In the BSD tradition, daemon programs write their pid to /var/run/foo.pid and unlink that on exiting. There isn't really a "service manager" which sounds like a euphemism for systemed. But a service manager needs to get the pid from the daemon somehow; using ps is exactly what is avoided by storing it. However, this is not really the problem as I think that @acsysch could send a signal.

It seems SIGTERM is appropriate if the network has failed, vs waiting for the last sync to finish.

tleedjarv commented 3 months ago

Yes, SIGTERM is the most appropriate when the retry loop is executing. Even SIGKILL would be safe (but there's a small risk that the connection was just restored by the time the signal is sent).

No, "service manager" was not meant as a reference to systemd specifically, but yes, that is one example. The other example could be SMF from Solaris, and there is something similar in Windows-land but I'm not familiar with that.

acsysch commented 3 months ago

I'm using a windows system and the only way to stop a running program is to get its PID and kill the process.

acsysch commented 3 months ago

@acsysch Do you use repeat with a time interval or with the fsmonitor (-repeat watch)? Does the script do anything else or is it just checking the exit code and then checking if the remote end is alive? What does it do with the different exit code values? (note that if you use -repeat then there can realistically only ever be one exit code value)

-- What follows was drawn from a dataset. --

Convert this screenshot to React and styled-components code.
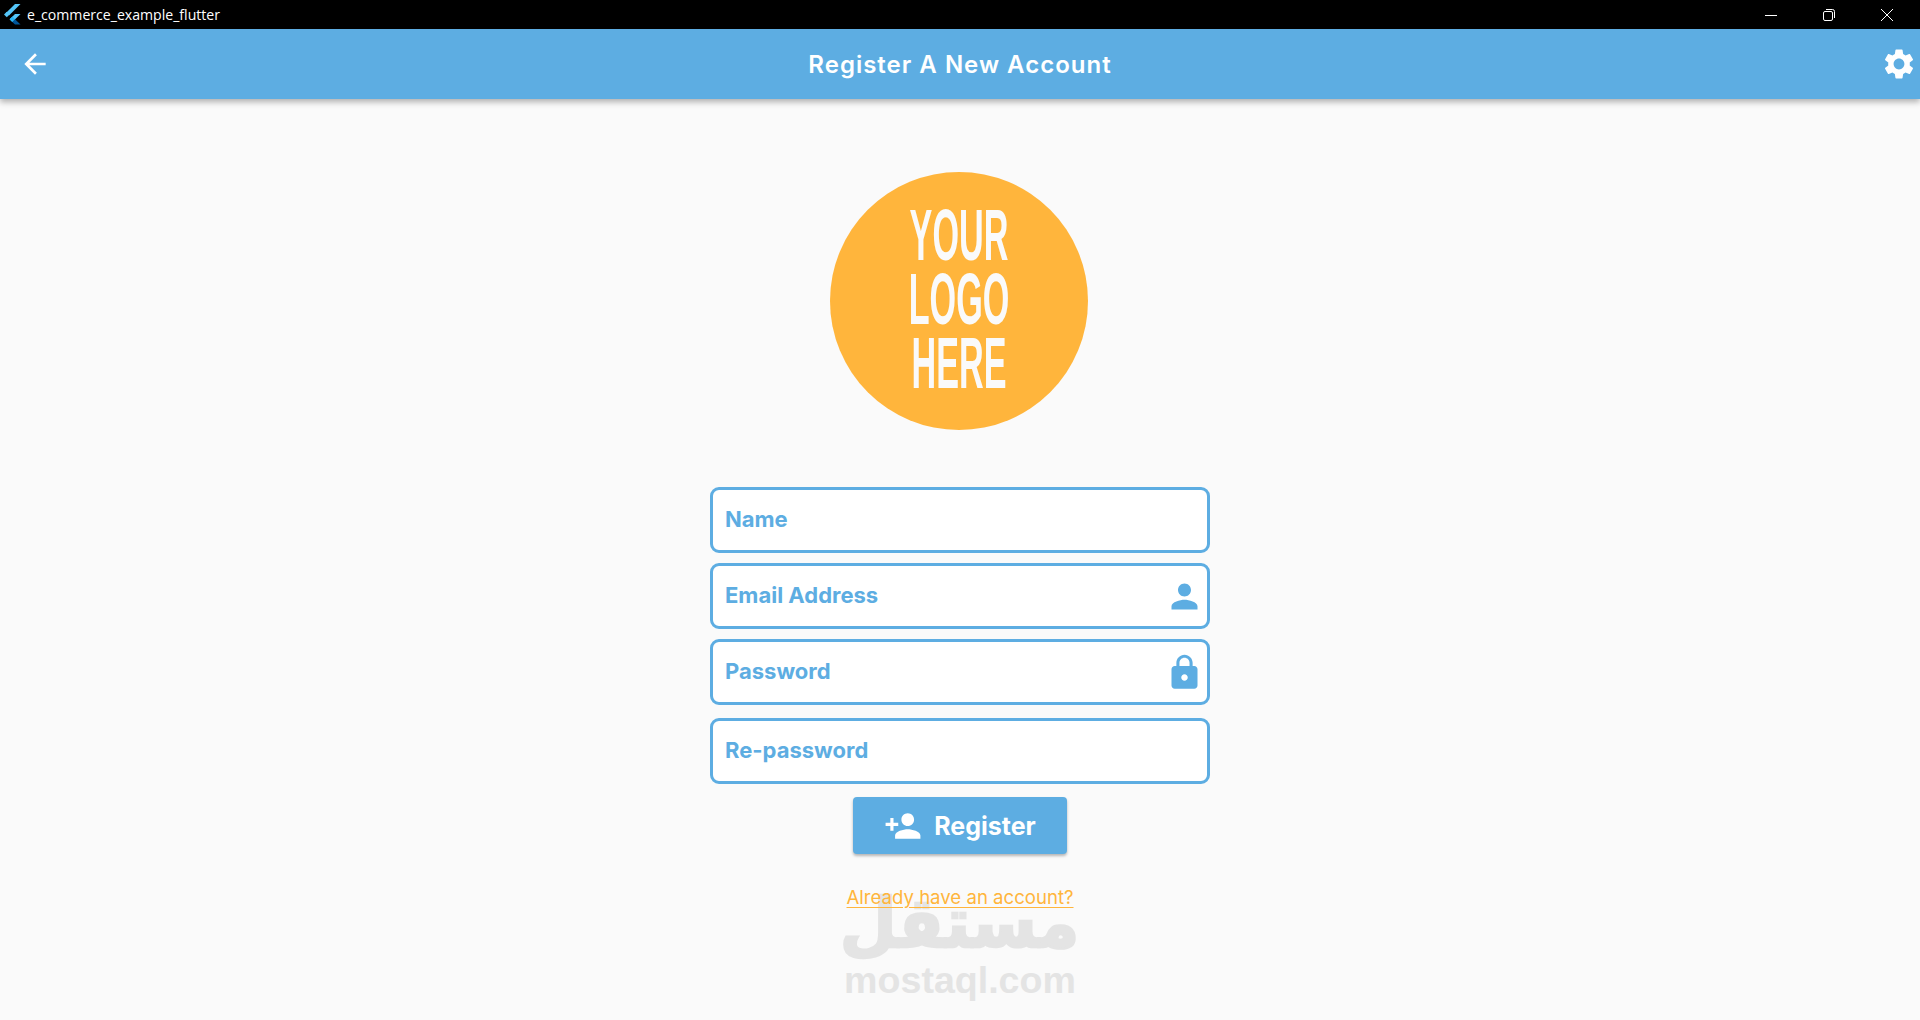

Yes, I'm using -repeat watch (using v2.53.2). In either case, I enter my loop waiting for the remote system's availability after checking whether there's a filelock (existence of a lk*-file).

gdt commented 3 months ago

I'm declaring this issue as an enhancement request to somehow reduce the amount of log messages -- while also not hiding from users that failures are happening at a rate I consider excessive. That likely means it is blocked until backoff is implemented. Neither of the people actively contributing to unison intend to spend time on this, so I've marked it wontfix.

(Talking about how to start/stop unison on network coming and going seems best suited for the user's list.)

tleedjarv commented 3 months ago

Heh, I just opened a PR :)

gdt commented 2 months ago

After a bunch of discussion, I think we've arrived at:

so for now, I don't want to merge any "reduce duplicate logs", and instead would like to see progress on fundamentals (dealing with errors better) and rate control (exponential backoff). We can then see what makes sense for logging, but I am guessing I am going to think it's ok.

We've had a good discussion that's been a bit far ranging - but it has really helped clarify thinking. I'm feeling like it's time to close this issue, essentially saying that the bug is the rate of failed attempts, not that they are logged.

gdt commented 2 months ago

2.53.5 stops retry, and #1009 remains open. It's unclear if we will have any of a fix for #1009, some kind of sorting errors into persistent/not, and re-enabling. But I've decided that I don't want to suppress errors, standing by my comment from 26 April.